Au regard du préjudice déjà réparé en partie par le sens de la décision rendue par le premier juge confirmée par la présente cour, et de celui résultant de la nécessité d’assurer la défense de ses intérêts réparé par la prise en charge des dépens et de l’indemnité allouée au titre des frais irrépétibles, il sera alloué à ce titre la somme de 1 000 euros que le syndicat appelant sera condamné à payer.

La décision déférée sera infirmée sur ce point.

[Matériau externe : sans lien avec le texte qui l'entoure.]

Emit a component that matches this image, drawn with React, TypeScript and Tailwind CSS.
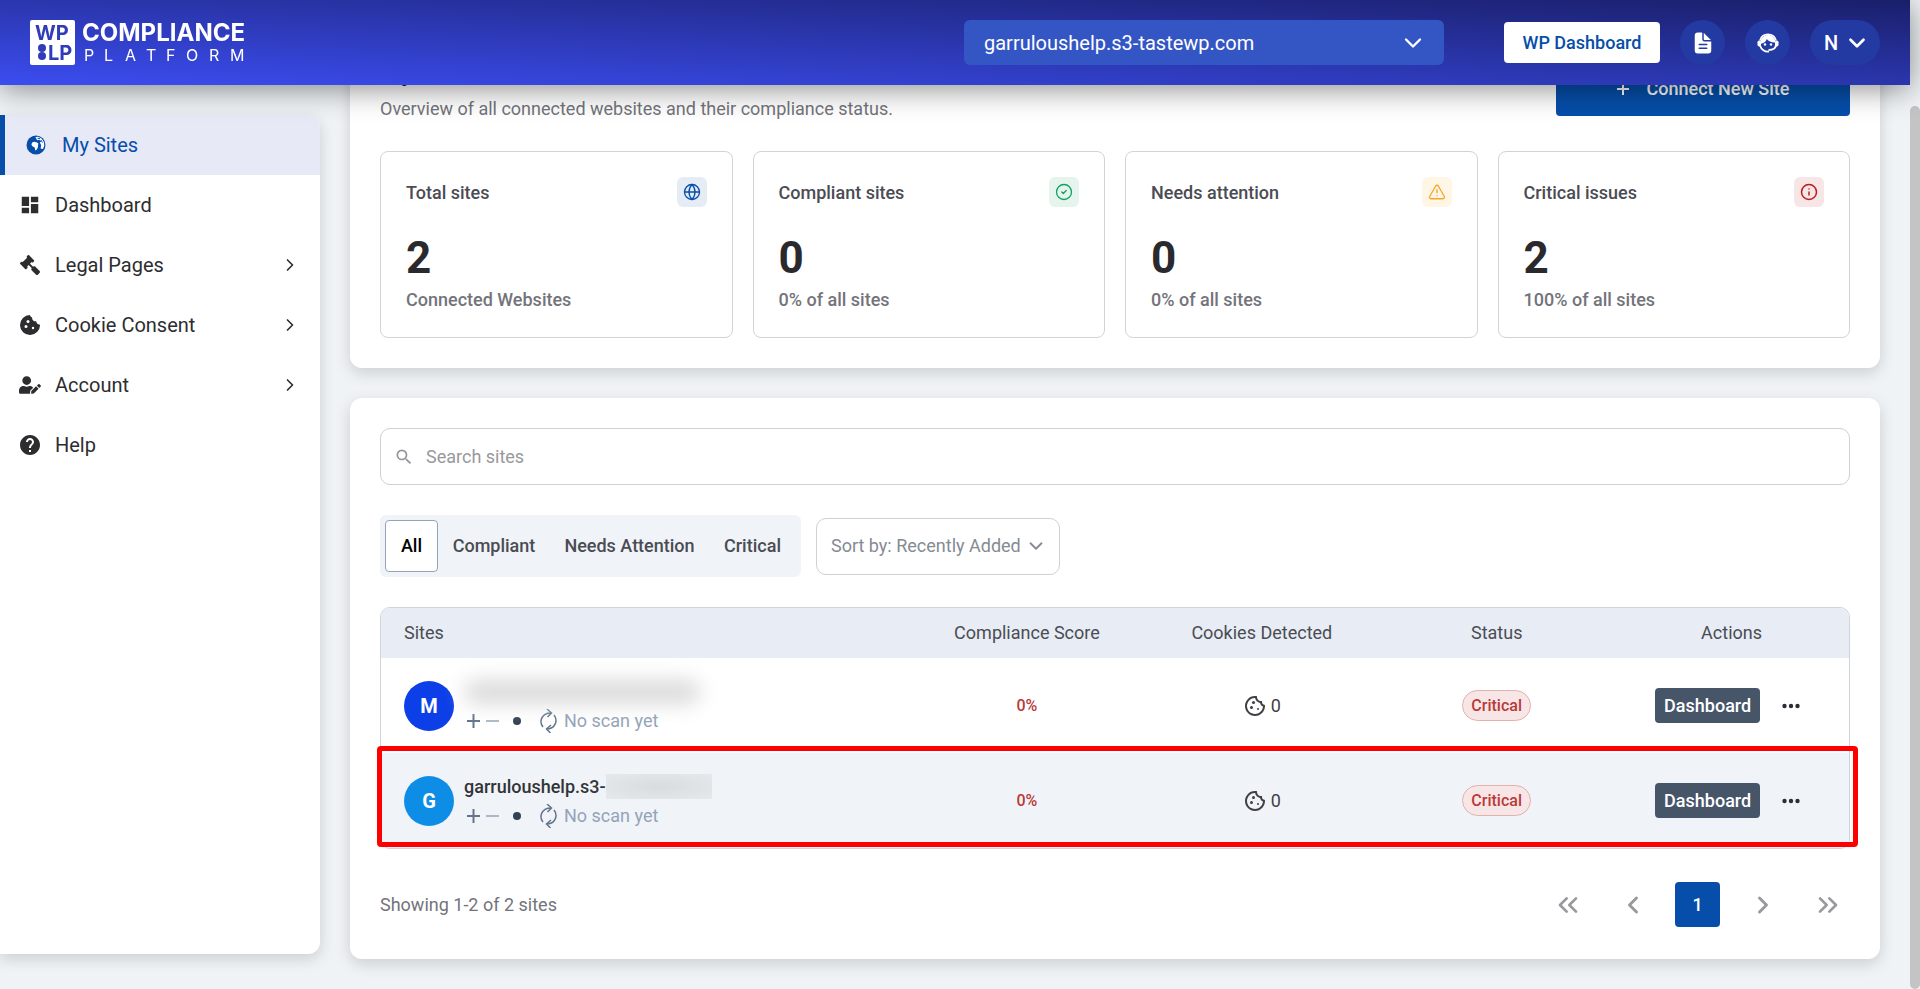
import type { ReactNode } from 'react';
import { FaGavel, FaUserEdit } from 'react-icons/fa';
import { FiChevronDown, FiChevronLeft, FiChevronRight } from 'react-icons/fi';
import { IoDocumentText } from 'react-icons/io5';
import {
	MdDashboard,
	MdHelp,
	MdOutlineCookie,
	MdSearch,
} from 'react-icons/md';
import {
	ChevronsLeft,
	ChevronsRight,
	CircleCheck,
	Globe,
	Info,
	TriangleAlert,
} from 'lucide-react';

function Logo() {
	return (
		<svg
			role="img"
			aria-label="WP LP Compliance Platform"
			viewBox="0 -5 220 56"
			className="h-14 w-[220px] font-[Inter,sans-serif]"
		>
			<rect width="45" height="45" rx="2" fill="#fff" />
			<g fill="#303cba" fontWeight="700" fontSize="20">
				<text x="5" y="20">
					WP
				</text>
				<text x="18" y="40">
					LP
				</text>
				<circle cx="12" cy="28" r="4" />
				<circle cx="12" cy="36" r="4" />
			</g>
			<g fill="#fff">
				<text x="52" y="21" fontWeight="700" fontSize="24">
					COMPLIANCE
				</text>
				<text x="54 74 95 116 136 156 179 200" y="41" fontSize="16">
					PLATFORM
				</text>
			</g>
		</svg>
	);
}

function SupportIcon() {
	return (
		<svg
			aria-hidden="true"
			viewBox="0 0 22 20"
			className="h-5 w-[22px]"
			fill="none"
			stroke="currentColor"
		>
			<path
				d="M19 7.500A8.300 8.300 0 0 0 3 7.500M3 12.500a8.300 8.300 0 0 0 9 6"
				strokeWidth="1.800"
			/>
			<path
				d="M3.200 11C7 10.500 9 8.500 9.800 6c1.800 2.500 4.700 3.600 8.700 3.400C18 4.500 15 2 11 2S3.500 5 3.200 11z"
				fill="currentColor"
				stroke="none"
			/>
			<rect
				x="0.500"
				y="7.500"
				width="3.500"
				height="6"
				rx="1.700"
				fill="currentColor"
				stroke="none"
			/>
			<rect
				x="18"
				y="7.500"
				width="3.500"
				height="6"
				rx="1.700"
				fill="currentColor"
				stroke="none"
			/>
			<path d="M19 11.500c0 4-2.500 5.500-7.500 5.500" strokeWidth="2" />
			<circle cx="8" cy="11.500" r="1.200" fill="currentColor" stroke="none" />
			<circle cx="14" cy="11.500" r="1.200" fill="currentColor" stroke="none" />
		</svg>
	);
}

function Header() {
	return (
		<header className="fixed top-0 right-[10px] left-0 z-20 flex h-[85px] items-center bg-linear-to-tr/srgb from-[#3b4df0] to-[#1a1f6a] pr-[30px] pl-[30px] shadow-[0_4px_30px_rgba(0,0,0,0.45)]">
			<Logo />
			<button
				type="button"
				className="ml-auto flex h-[45px] w-[480px] items-center justify-between rounded-md bg-[#3456c4] pr-[17px] pl-5 text-white text-xl"
			>
				garruloushelp.s3-tastewp.com
				<FiChevronDown className="size-7" />
			</button>
			<a
				href="#wp"
				className="ml-[60px] flex h-[41px] w-[156px] items-center justify-center rounded bg-white font-medium text-[#064ea9] text-lg"
			>
				WP Dashboard
			</a>
			<div className="ml-5 flex gap-5 text-white">
				<button
					type="button"
					aria-label="Documents"
					className="flex size-[45px] items-center justify-center rounded-full bg-[#233aa2]"
				>
					<IoDocumentText className="size-6" />
				</button>
				<button
					type="button"
					aria-label="Support"
					className="flex size-[45px] items-center justify-center rounded-full bg-[#233aa2]"
				>
					<SupportIcon />
				</button>
				<button
					type="button"
					className="flex h-[45px] w-[70px] items-center justify-center gap-[6px] rounded-full bg-[#233aa2] pl-1 font-medium text-xl"
				>
					N
					<FiChevronDown className="size-[26px]" strokeWidth={2.5} />
				</button>
			</div>
		</header>
	);
}

function EarthIcon() {
	return (
		<svg aria-hidden="true" viewBox="0 0 20 20" className="size-5">
			<circle cx="10" cy="10" r="9.500" fill="currentColor" />
			<path
				d="M6.200 7.600 8.500 6.700 11 7.400 12.400 8.600 12 10.200 11.900 12.600 10.600 14.800 9.200 15.600 8.700 12.400 6.400 11.300 5.400 9.400zM9.400 2.100 12.200 1.700 15.500 3.600 17.900 7 18.300 10.600 17 14 14.600 13.400 15.200 10.200 13.800 7.600 15.400 6.600 13.400 4.800 11.200 5.200z"
				fill="#fff"
			/>
			<path
				d="M11.500 3.200 14 3.700M14.800 5l1.700 2.500"
				stroke="currentColor"
				strokeWidth="1"
			/>
		</svg>
	);
}

function CookieIcon() {
	return (
		<svg aria-hidden="true" viewBox="0 0 20 20" className="size-5">
			<path
				d="M10 0a10 10 0 1 0 10 9.600 3.300 3.300 0 0 1-3.800-3.300 3.500 3.500 0 0 1-4.100-3.900C10.800 2 10.100 1.200 10 0z"
				fill="currentColor"
			/>
			<g fill="#fff">
				<circle cx="8" cy="6.500" r="1.500" />
				<circle cx="6" cy="11.500" r="1.500" />
				<circle cx="13" cy="13" r="1.200" />
			</g>
		</svg>
	);
}

type NavItem = { label: string; icon: ReactNode; expandable?: boolean };

const navItems: NavItem[] = [
	{ label: 'Dashboard', icon: <MdDashboard className="size-[22px]" /> },
	{
		label: 'Legal Pages',
		icon: <FaGavel className="size-5 -scale-x-100" />,
		expandable: true,
	},
	{
		label: 'Cookie Consent',
		icon: <CookieIcon />,
		expandable: true,
	},
	{
		label: 'Account',
		icon: <FaUserEdit className="size-[22px]" />,
		expandable: true,
	},
	{ label: 'Help', icon: <MdHelp className="size-6" /> },
];

function Sidebar() {
	return (
		<nav className="mt-[115px] flex h-[calc(100vh-150px)] w-80 shrink-0 flex-col overflow-hidden rounded-r-xl bg-white text-[#2d2d30] text-xl shadow-[0_5px_15px_rgba(0,0,0,0.15)]">
			<a
				href="#sites"
				className="flex h-[60px] items-center gap-4 border-[#064ea9] border-l-[5px] bg-[#e7e9f7] pl-[21px] text-[#064ea9]"
			>
				<EarthIcon />
				My Sites
			</a>
			{navItems.map((item) => (
				<a
					key={item.label}
					href="#nav"
					className="flex h-[60px] items-center gap-[13px] pr-5 pl-[18px]"
				>
					<span className="flex w-6 justify-center">{item.icon}</span>
					{item.label}
					{item.expandable && <FiChevronRight className="ml-auto size-5" />}
				</a>
			))}
		</nav>
	);
}

type StatProps = {
	title: string;
	value: string;
	note: string;
	tone: string;
	icon: ReactNode;
};

const stats: StatProps[] = [
	{
		title: 'Total sites',
		value: '2',
		note: 'Connected Websites',
		tone: 'bg-[#e6ecf6] text-[#064ea9]',
		icon: <Globe className="size-[18px]" strokeWidth={1.75} />,
	},
	{
		title: 'Compliant sites',
		value: '0',
		note: '0% of all sites',
		tone: 'bg-[#e5f5ee] text-[#14a05f]',
		icon: <CircleCheck className="size-[18px]" strokeWidth={1.75} />,
	},
	{
		title: 'Needs attention',
		value: '0',
		note: '0% of all sites',
		tone: 'bg-[#fff6e6] text-[#f5a623]',
		icon: <TriangleAlert className="size-[18px]" strokeWidth={1.75} />,
	},
	{
		title: 'Critical issues',
		value: '2',
		note: '100% of all sites',
		tone: 'bg-[#f8e5e5] text-[#b91c1c]',
		icon: <Info className="size-[18px]" />,
	},
];

function Stat({ title, value, note, tone, icon }: StatProps) {
	return (
		<div className="h-[187px] rounded-lg border border-[#d2d3d6] px-[25px] pt-[25px]">
			<div className="flex items-start justify-between">
				<h2 className="font-medium text-[#4b4c53] text-lg leading-8">{title}</h2>
				<span
					className={`flex size-[30px] items-center justify-center rounded-md ${tone}`}
				>
					{icon}
				</span>
			</div>
			<p className="mt-[22px] font-bold text-[#2a2a2e] text-[44px] leading-[54px]">
				{value}
			</p>
			<p className="mt-[3px] font-medium text-[#73747b] text-lg leading-6">
				{note}
			</p>
		</div>
	);
}

function ScanIcon() {
	return (
		<svg
			aria-hidden="true"
			viewBox="0 0 20 24"
			className="h-6 w-5"
			fill="none"
			stroke="#64748b"
			strokeWidth="1.5"
		>
			<path d="M4 18C0 13 2 4 12 4M8 0l4.500 4-4 4M15 6c4 5 2 14-8 14M12 16l-4.500 4 4 4" />
		</svg>
	);
}

type Site = {
	letter: string;
	avatar: string;
	name?: string;
	highlighted?: boolean;
};

const sites: Site[] = [
	{ letter: 'M', avatar: 'bg-[#0d3fe8]' },
	{
		letter: 'G',
		avatar: 'bg-[#0e8de6]',
		name: 'garruloushelp.s3-',
		highlighted: true,
	},
];

function SiteRow({ letter, avatar, name, highlighted }: Site) {
	return (
		<tr className={highlighted ? 'h-[95px] bg-[#f0f4f9]' : 'h-[95px]'}>
			<td className="pl-[23px]">
				<div className="flex items-center gap-[10px]">
					<span
						className={`flex size-[50px] items-center justify-center rounded-full font-bold text-white text-xl ${avatar}`}
					>
						{letter}
					</span>
					<div>
						{name ? (
							<div className="flex h-[30px] items-center font-medium text-[#333437] text-lg">
								{name}
								<span className="h-[25px] w-[106px] bg-[radial-gradient(ellipse,#d8dcdf,#e5e9ec)]" />
							</div>
						) : (
							<div className="flex h-[30px] items-center">
								<span className="h-6 w-[236px] rounded-full bg-[#dadada] blur-[10px]" />
							</div>
						)}
						<div className="flex h-7 items-center text-[#94a3b8] text-lg">
							<svg
								aria-hidden="true"
								viewBox="0 0 32 14"
								className="ml-[3px] h-[14px] w-8"
							>
								<path d="M0 7h13M6.500 0v14" stroke="#64748b" strokeWidth="2" />
								<path d="M19 7h13" stroke="#94a3b8" strokeWidth="1.500" />
							</svg>
							<span className="ml-[14px] size-2 rounded-full bg-[#334155]" />
							<span className="ml-[18px] flex items-center gap-[5px]">
								<ScanIcon />
								No scan yet
							</span>
						</div>
					</div>
				</div>
			</td>
			<td className="text-center font-medium text-[#b93a3a] text-base">0%</td>
			<td>
				<div className="flex items-center justify-center gap-1 text-[#3f4045] text-lg">
					<MdOutlineCookie className="size-6" />0
				</div>
			</td>
			<td className="text-center">
				<span className="inline-flex h-[31px] w-[69px] items-center justify-center rounded-full border border-[#e3b0b0] bg-[#f8e5e5] font-medium text-[#b93a3a] text-base">
					Critical
				</span>
			</td>
			<td>
				<div className="flex items-center pl-[41px]">
					<button
						type="button"
						className="h-[35px] w-[105px] rounded bg-[#475569] font-medium text-lg text-white"
					>
						Dashboard
					</button>
					<button type="button" aria-label="More" className="ml-5 p-[2px]">
						<svg
							aria-hidden="true"
							viewBox="0 0 18 6"
							className="h-[6px] w-[18px]"
							fill="#2d2d35"
						>
							<circle cx="2.500" cy="3" r="2.200" />
							<circle cx="9" cy="3" r="2.200" />
							<circle cx="15.500" cy="3" r="2.200" />
						</svg>
					</button>
				</div>
			</td>
		</tr>
	);
}

function Overview() {
	return (
		<section className="rounded-xl bg-white p-[30px] shadow-[0_5px_15px_rgba(0,0,0,0.15)]">
			<div className="flex items-center justify-between">
				<div>
					<h1 className="font-bold text-2xl text-[#0f1b5c] leading-8">
						My Sites
					</h1>
					<p className="mt-2 text-[#73747b] text-lg leading-6">
						Overview of all connected websites and their compliance status.
					</p>
				</div>
				<button
					type="button"
					className="flex h-[54px] w-[294px] items-center justify-center gap-[18px] rounded bg-[#064ea9] font-medium text-lg text-white"
				>
					<svg
						aria-hidden="true"
						viewBox="0 0 12 12"
						className="size-3"
						stroke="#fff"
						strokeWidth="2"
					>
						<path d="M0 6h12M6 0v12" />
					</svg>
					Connect New Site
				</button>
			</div>
			<div className="mt-[30px] grid grid-cols-4 gap-5">
				{stats.map((stat) => (
					<Stat key={stat.title} {...stat} />
				))}
			</div>
		</section>
	);
}

const pageButton = 'flex size-[45px] items-center justify-center';

function SiteList() {
	return (
		<section className="rounded-xl bg-white px-[30px] pt-[30px] pb-8 shadow-[0_5px_15px_rgba(0,0,0,0.15)]">
			<label className="flex h-[57px] items-center gap-3 rounded-[10px] border border-[#cfd0d2] px-[13px]">
				<MdSearch className="size-5 text-[#94959a]" />
				<input
					type="search"
					aria-label="Search sites"
					placeholder="Search sites"
					className="flex-1 text-lg outline-none placeholder:text-[#98999c]"
				/>
			</label>
			<div className="mt-[30px] flex items-center gap-[15px]">
				<div className="flex h-[62px] items-center rounded-md bg-[#f0f4f9] px-[5px] font-medium text-[#4b4c53] text-lg">
					<button
						type="button"
						className="h-[52px] w-[53px] rounded border border-[#94a3b8] bg-white text-black"
					>
						All
					</button>
					<button type="button" className="w-[112px]">
						Compliant
					</button>
					<button type="button" className="w-[159px]">
						Needs Attention
					</button>
					<button type="button" className="w-[87px]">
						Critical
					</button>
				</div>
				<button
					type="button"
					className="flex h-[57px] items-center gap-1 rounded-[10px] border border-[#cfd0d2] pr-3 pl-[14px] text-[#858b93] text-lg"
				>
					Sort by: Recently Added
					<FiChevronDown className="size-[22px]" />
				</button>
			</div>
			<div className="relative mt-[30px]">
				<div className="overflow-hidden rounded-[10px] border border-[#cfd3da]">
					<table className="w-full table-fixed">
						<thead className="bg-[#e7ecf5] text-[#4b4c53] text-lg">
							<tr className="h-[50px]">
								<th className="pl-[23px] text-left font-normal">Sites</th>
								<th className="w-[16%] font-normal">Compliance Score</th>
								<th className="w-[16%] font-normal">Cookies Detected</th>
								<th className="w-[16%] font-normal">Status</th>
								<th className="w-[16%] font-normal">Actions</th>
							</tr>
						</thead>
						<tbody>
							{sites.map((site) => (
								<SiteRow key={site.letter} {...site} />
							))}
						</tbody>
					</table>
				</div>
				<div className="pointer-events-none absolute -right-2 bottom-[2px] -left-[3px] h-[101px] rounded-sm border-5 border-[#ff0000]" />
			</div>
			<div className="mt-[33px] flex items-center justify-between text-[#73747b] text-lg">
				<p>Showing 1-2 of 2 sites</p>
				<div className="flex gap-5 text-[#98999c]">
					<button type="button" aria-label="First page" className={pageButton}>
						<ChevronsLeft className="size-8" strokeWidth={2} />
					</button>
					<button
						type="button"
						aria-label="Previous page"
						className={pageButton}
					>
						<FiChevronLeft className="size-7" strokeWidth={2.5} />
					</button>
					<button
						type="button"
						className="flex size-[45px] items-center justify-center rounded bg-[#064ea9] font-medium text-white"
					>
						1
					</button>
					<button type="button" aria-label="Next page" className={pageButton}>
						<FiChevronRight className="size-7" strokeWidth={2.5} />
					</button>
					<button type="button" aria-label="Last page" className={pageButton}>
						<ChevronsRight className="size-8" strokeWidth={2} />
					</button>
				</div>
			</div>
		</section>
	);
}

export default function App() {
	return (
		<div className="h-screen overflow-hidden bg-[#eff3f6] font-[Roboto,sans-serif]">
			<Header />
			<div className="flex items-start gap-[30px] pr-10">
				<Sidebar />
				<main className="flex min-w-0 flex-1 flex-col gap-[30px] pt-[27px] pb-[30px]">
					<Overview />
					<SiteList />
				</main>
			</div>
			<div className="fixed top-[106px] right-0 bottom-0 w-[10px] rounded-full bg-[#c4c4c4]" />
		</div>
	);
}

Sur les dépens et l’article 700 du code de procédure civile

Les appelants qui succombent sur les mérites de leur appel, doivent être condamnés aux dépens et le syndicat appelant sera condamné à payer à l’intimée une indemnité au titre des frais de procédure tel que précisé au dispositif.

Il sera débouté, de même que M. [T] et Mme [WM], des demandes présentées à ce titre.

La confédération CFTC sera cependant déboutée de cette demande en ce qu’elle est dirigée à l’encontre des autres appelants.

PAR CES MOTIFS

La cour, statuant publiquement, par arrêt contradictoire,

Confirme le jugement du tribunal judiciaire de Paris en date du 12 octobre 2021 sauf en ce qu’il a débouté  la Confédération Française des Travailleurs Chrétiens (CFTC) de sa demande de dommages et intérêts ;

Statuant à nouveau et ajoutant,

Condamne le Syndicat National Spectacles – Communication – Sports et Loisirs (SNS) à payer à la Confédération Française des Travailleurs Chrétiens (CFTC) la somme de 1 000 euros à titre de dommages et intérêts ;

Condamne in solidum le Syndicat National Spectacles – Communication – Sports et Loisirs (SNS), ainsi que M. [O] [T] ès qualités et Mme [P] [WM] ès qualités aux dépens ;

Condamne le Syndicat National Spectacles – Communication – Sports et Loisirs (SNS) à payer à la Confédération Française des Travailleurs Chrétiens (CFTC) la somme de 5  000 euros sur le fondement de l’article 700 du code de procédure civile ;

Déboute le Syndicat National Spectacles – Communication – Sports et Loisirs (SNS) ainsi que M. [O] [T] et Mme [P] [WM], tous deux ès qualités des demandes présentées à ce titre ;

Déboute les parties du surplus de leurs demandes.